On Fri, Sep 13, 2013 at 10:47:01PM +0100, Andrew Pinski wrote:
> On Fri, Sep 13, 2013 at 11:57 AM, James Greenhalgh
> <[email protected]> wrote:
> > Should return '1' whatever your endianness. Throwing together a quick
> > test case, that is the case for current trunk. Do you have a testcase
> > where this goes wrong?
>
> I was not thinking of that but rather the definition of lanes in ARM64
> is different than from element due to memory ordering of endian.
> That is lane 0 is element 3 in big-endian. Or is this only for
> aarch32 where the issue is located?
>
> Thanks,
> Andrew Pinski
Well, AArch64 has the AArch32 style memory ordering for vectors,
which I think is different from what other big-endian architectures
use, but gives consistent behaviour between vector and array indexing.
So, take the easy case of a byte array
uint8_t foo [8] = {0, 1, 2, 3, 4, 5, 6, 7}
We would expect both the big and little endian toolchains to lay
this out in memory as:
0x0 ... 0x8
| 0 | 1 | 2 | 3 | 4 | 5 | 6 | 7 |
And element 0 would give us '0'. If we take the same array and load it
as a vector with ld1.b, both big and little-endian toolchains would load
it as:
bit 128 .. bit 64 bit 0
lane 16 | lane 7 | | lane 0 |
|..... | 7 | 6 | 5 | 4 | 3 | 2 | 1 | 0 |
So lane 0 is '0', we're OK so far!
For a short array:
uint16_t foo [4] = {0x0a0b, 0x1a1b, 0x2a2b, 0x3a3b};
The little endian compiler would lay memory out as:
0x0 ... 0x8
| 0b | 0a | 1b | 1a | 2b | 2a | 3b | 3a |
And the big endian compiler would lay out memory as:
0x0 ... 0x8
| 0a | 0b | 1a | 1b | 2a | 2b | 3a | 3b |
In both cases, element 0 is '0x0a0b'. If we load this array as a
vector with ld1.h both big and little-endian compilers will load
the vector as:
bit 128 .. bit 64 bit 0
lane 16 | lane 3 | | lane 0 |
|..... | 3b | 3a | 2b | 2a | 1b | 1a | 0b | 0a |
And lane 0 is '0x0a0b' So we are OK again!
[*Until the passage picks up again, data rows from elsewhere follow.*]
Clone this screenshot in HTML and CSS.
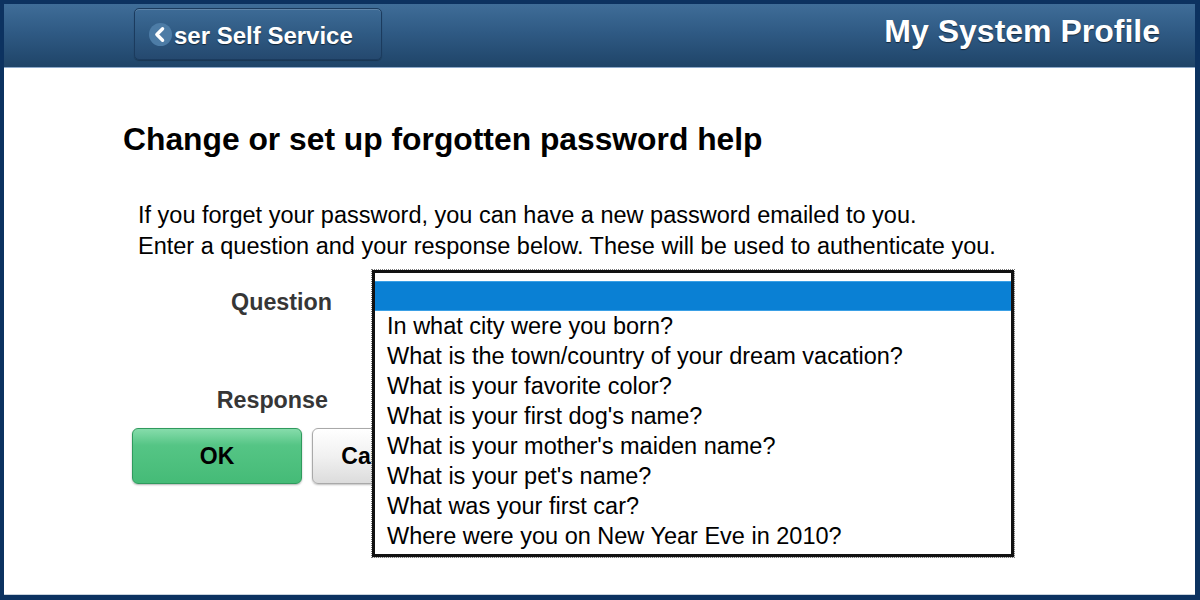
FILE: index.html
```html
<!DOCTYPE html>
<html lang="en">
<head>
<meta charset="utf-8">
<title>My System Profile</title>
<link rel="stylesheet" href="styles.css">
</head>
<body>
<div class="frame">
  <header class="header">
    <button class="back-btn" type="button">
      <svg class="back-icon" width="23" height="23" viewBox="0 0 22 22" aria-hidden="true">
        <circle cx="11" cy="11" r="11" fill="#4d7ca6"/>
        <polyline points="13,5.5 7.5,11 13,16.5" fill="none" stroke="#ffffff" stroke-width="3.2" stroke-linecap="round" stroke-linejoin="round"/>
      </svg>
      <span class="back-label">ser Self Service</span>
    </button>
    <h2 class="page-title">My System Profile</h2>
  </header>
  <main class="main">
    <h1 class="heading">Change or set up forgotten password help</h1>
    <p class="intro">If you forget your password, you can have a new password emailed to you.<br>Enter a question and your response below. These will be used to authenticate you.</p>
    <div class="form">
      <div class="form-row row-question"><span class="label label-question">Question</span></div>
      <div class="form-row row-response"><span class="label">Response</span></div>
      <div class="actions">
        <button class="btn btn-ok" type="button">OK</button>
        <button class="btn btn-cancel" type="button">Cancel</button>
      </div>
    </div>
    <ul class="listbox" role="listbox">
      <li class="option selected" role="option">&nbsp;</li>
      <li class="option" role="option">In what city were you born?</li>
      <li class="option" role="option">What is the town/country of your dream vacation?</li>
      <li class="option" role="option">What is your favorite color?</li>
      <li class="option" role="option">What is your first dog's name?</li>
      <li class="option" role="option">What is your mother's maiden name?</li>
      <li class="option" role="option">What is your pet's name?</li>
      <li class="option" role="option">What was your first car?</li>
      <li class="option" role="option">Where were you on New Year Eve in 2010?</li>
    </ul>
  </main>
</div>
</body>
</html>
```

FILE: styles.css
```css
html, body {
  margin: 0;
  padding: 0;
}

body {
  background: #0c3260;
  font-family: "Liberation Sans", Arial, sans-serif;
}

.frame {
  box-sizing: border-box;
  width: 1200px;
  height: 600px;
  padding: 4px 5px 5px 4px;
  display: flex;
  flex-direction: column;
  background: #0c3260;
}

.header {
  box-sizing: border-box;
  height: 64px;
  flex: none;
  display: flex;
  align-items: flex-start;
  justify-content: space-between;
  padding: 4px 35px 0 130px;
  background: linear-gradient(to bottom, #3f6d98 0%, #2f5a84 45%, #1f4468 100%);
  border-bottom: 1px solid #8eaacb;
}

.back-btn {
  box-sizing: border-box;
  width: 248px;
  height: 52px;
  display: flex;
  align-items: center;
  gap: 2px;
  padding: 0 0 0 14px;
  border: 1px solid #1b3b5e;
  border-radius: 5px;
  background: linear-gradient(to bottom, #3d6b96 0%, #2f5a83 50%, #25496f 100%);
  box-shadow: inset 0 1px 0 rgba(255, 255, 255, 0.18), 0 1px 1px rgba(0, 0, 0, 0.25);
  cursor: pointer;
  font-family: "Liberation Sans", Arial, sans-serif;
}

.back-icon {
  flex: none;
  margin-top: 1px;
}

.back-label {
  color: #ffffff;
  font-size: 24px;
  font-weight: bold;
  text-shadow: 0 1px 1px rgba(0, 0, 0, 0.55);
  padding-top: 4px;
}

.page-title {
  margin: 6px 0 0 0;
  color: #ffffff;
  font-size: 32px;
  line-height: 34px;
  font-weight: bold;
  text-shadow: 0 1px 1px rgba(0, 0, 0, 0.55);
}

.main {
  position: relative;
  flex: 1;
  background: #ffffff;
  border-bottom: 1px solid #c8d2dc;
  padding-top: 55px;
}

.heading {
  margin: 0 0 0 119px;
  font-size: 31.8px;
  line-height: 32px;
  font-weight: bold;
  color: #000000;
}

.intro {
  margin: 45px 0 0 134px;
  font-size: 23.5px;
  line-height: 31px;
  color: #000000;
}

.form {
  margin: 25px 0 0 128px;
}

.form-row {
  display: flex;
  height: 30px;
  align-items: center;
}

.row-response {
  margin-top: 68px;
}

.label {
  display: block;
  width: 196px;
  text-align: right;
  font-size: 23.3px;
  font-weight: bold;
  color: #363636;
}

.label-question {
  width: 200px;
}

.actions {
  display: flex;
  gap: 10px;
  margin-top: 13px;
}

.btn {
  box-sizing: border-box;
  height: 56px;
  border-radius: 6px;
  font-family: "Liberation Sans", Arial, sans-serif;
  font-size: 23px;
  font-weight: bold;
  color: #000000;
  cursor: pointer;
}

.btn-ok {
  width: 170px;
  border: 1px solid #2f9a5d;
  background: linear-gradient(to bottom, #86dcab 0%, #55c585 30%, #45bb77 100%);
  box-shadow: 0 1px 2px rgba(0, 0, 0, 0.3);
}

.btn-cancel {
  width: 134px;
  border: 1px solid #a9a9a9;
  background: linear-gradient(to bottom, #ffffff 0%, #f1f1f1 50%, #dcdcdc 100%);
  box-shadow: 0 1px 2px rgba(0, 0, 0, 0.25);
}

.listbox {
  position: absolute;
  left: 368px;
  top: 202px;
  box-sizing: border-box;
  width: 642px;
  margin: 0;
  padding: 8px 0 3px 0;
  list-style: none;
  background: #ffffff;
  border: 3px solid #111111;
  outline: 1px dotted #7a7a7a;
  outline-offset: 0px;
  box-shadow: 1px 1px 0 rgba(0, 0, 0, 0.15);
}

.option {
  height: 30px;
  line-height: 30px;
  padding-left: 12px;
  font-size: 23.5px;
  color: #000000;
  white-space: nowrap;
}

.option.selected {
  box-sizing: border-box;
  background: #0a80d4;
  border-top: 1px solid #3aa0e6;
  border-bottom: 1px solid #3aa0e6;
}
```
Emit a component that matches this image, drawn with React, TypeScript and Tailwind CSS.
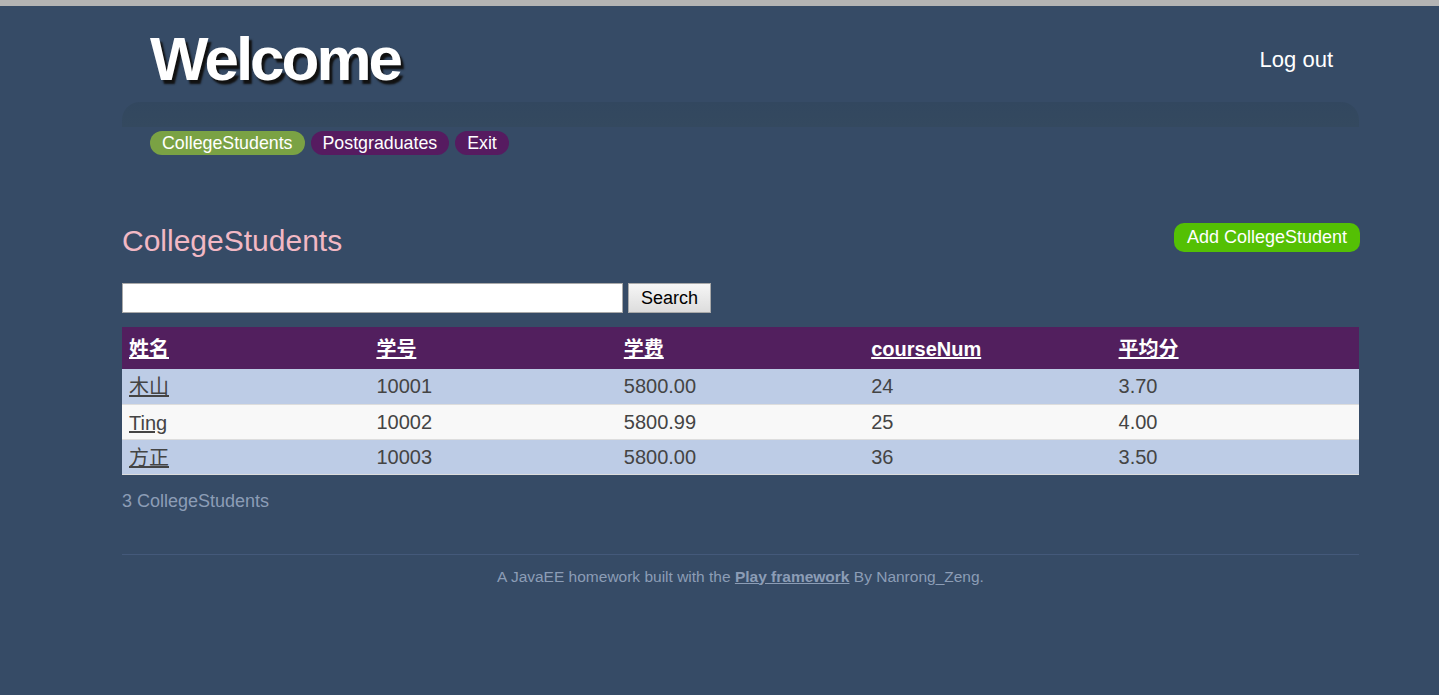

Lanes and elements should match under our model. Which I don't think
is true of other architectures, where I think the whole vector object
is arranged big endian, such that we would need to lay our byte array
out as:
0x0 ... 0x8
| 7 | 6 | 5 | 4 | 3 | 2 | 1 | 0 |
For it to be correctly loaded, at which point there is a discrepancy
between element and lane.
But as I say, that is other architectures. AArch64 should be consistent.
Thanks,
James